In the first interview in our Researcher Profile series for 2022, Dr Hassan Karampour spoke with the Library about his research and his advice for students embarking on academic collaboration and publishing. 

An academic in the field of structural engineering and an Associate Professor at the School of Engineering and Built Environment, Dr Karampour is also a Program Director of Griffith’s Bachelor of Civil Engineering. In teaching, his aim is to create an engaging and stimulating multidisciplinary learning environment, enabling his students to integrate theory and knowledge with professional practice. Dr Karampour describes his passion in research as designing and implementing products, methods and policies that promote sustainable development in the energy and construction industry in Australia and worldwide. 

What is the focus of your research? 

My research is in computational mechanics: First, I create a mathematical model of the physical problem. Then, I use computer programs to solve the mathematical equations, also known as the numerical solution. The numerical solution is validated against results from physical testing. Sometimes we need to use parallel computers to solve complicated problems.  

My current research is focused on developing composite structural products manufactured from combining engineered timber products or non-traditional wood (such as bamboo) with steel and concrete, to promote Australian wood usage and solve problems for the timber industry. I’m also keen on promoting cleaner energy. One idea that I work on is the design of an innovative pipeline for the transport of pure or blended hydrogen. Another interest is to stimulate production of more environmentally friendly food sources. As such, I work with industry partners to tackle challenges of existing and future offshore aquaculture (fish farms). 

What sparked your passion for this area of research? 

The role of food, energy and housing in a transition to a sustainable future is undeniable. I would like to have a part in aiding industry to tackle challenges in this transition. For instance, compared to steel and concrete, timber buildings require less energy to produce and can store carbon long-term. However, application of timber in construction of multi-storey and high-rise buildings is currently hindered by lack of research and proof of concept. I hope my investigations can help architects, engineers and builders to embrace engineered wood products and to design and build with confidence. Likewise, there are smarter food choices and energy resources. I hope that the studies carried out by academics and researchers like me can encourage public sectors, private sectors and governments to shift towards sustainable development more swiftly. 


‘… the world out there is interested in applications of our research, not the number of our articles.’


You’ve co-authored many research papers. What advice do you have for students about working as part of a research team? 

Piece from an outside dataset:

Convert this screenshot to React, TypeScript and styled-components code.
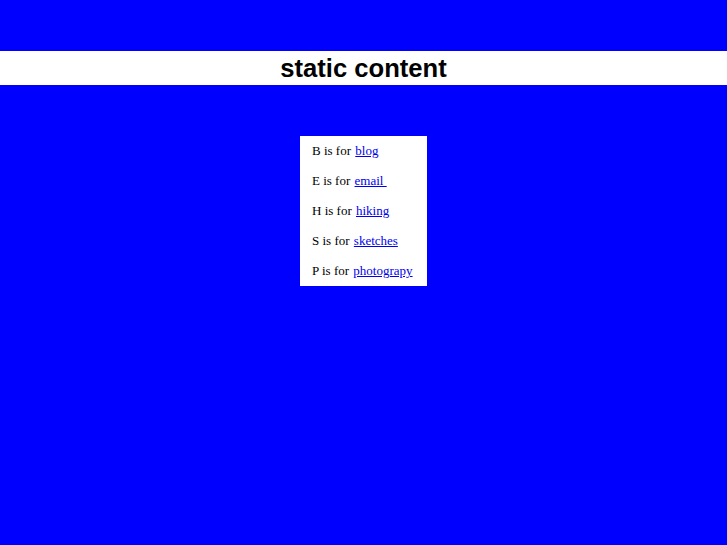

Research happens in collaborations. Sometimes a single publication is the combined work of several academics, post-docs, PhDs and honours students. Best practices working in a team are: be transparent about your strengths and weaknesses, be committed, engaged, open-minded and consistent.  

A note to students early into their academic experience: it is fine to increase the quantity of your publications. Nevertheless, what I’ve learnt is that the world out there is interested in applications of our research, not the number of our articles. Sometimes less is more—the key is early communication of what you do to a greater audience.  

The feedback you receive should determine the future pathway of your research. Sometimes the feedback is harsh. But, bear in mind that industry is driven by mechanisms totally different from university or your research centre. Adapt to change as quickly as possible. Change your research focus if needed—in the long-term it might be a brilliant self-investment. 

Do you feel you have moved into a mentor role? 

I would like to say yes. Mentorship is a mutual gain. I have benefited a lot from several mentors that helped me grow, and I am very keen to help others develop their careers. 

Who has inspired you?  

Many people—from a high school teacher who taught me how to stop hating math and enjoy it, to engineers that I worked with, supervisors and line managers. People who are passionate about their life, devoted to their jobs and committed in helping others are most inspiring to me.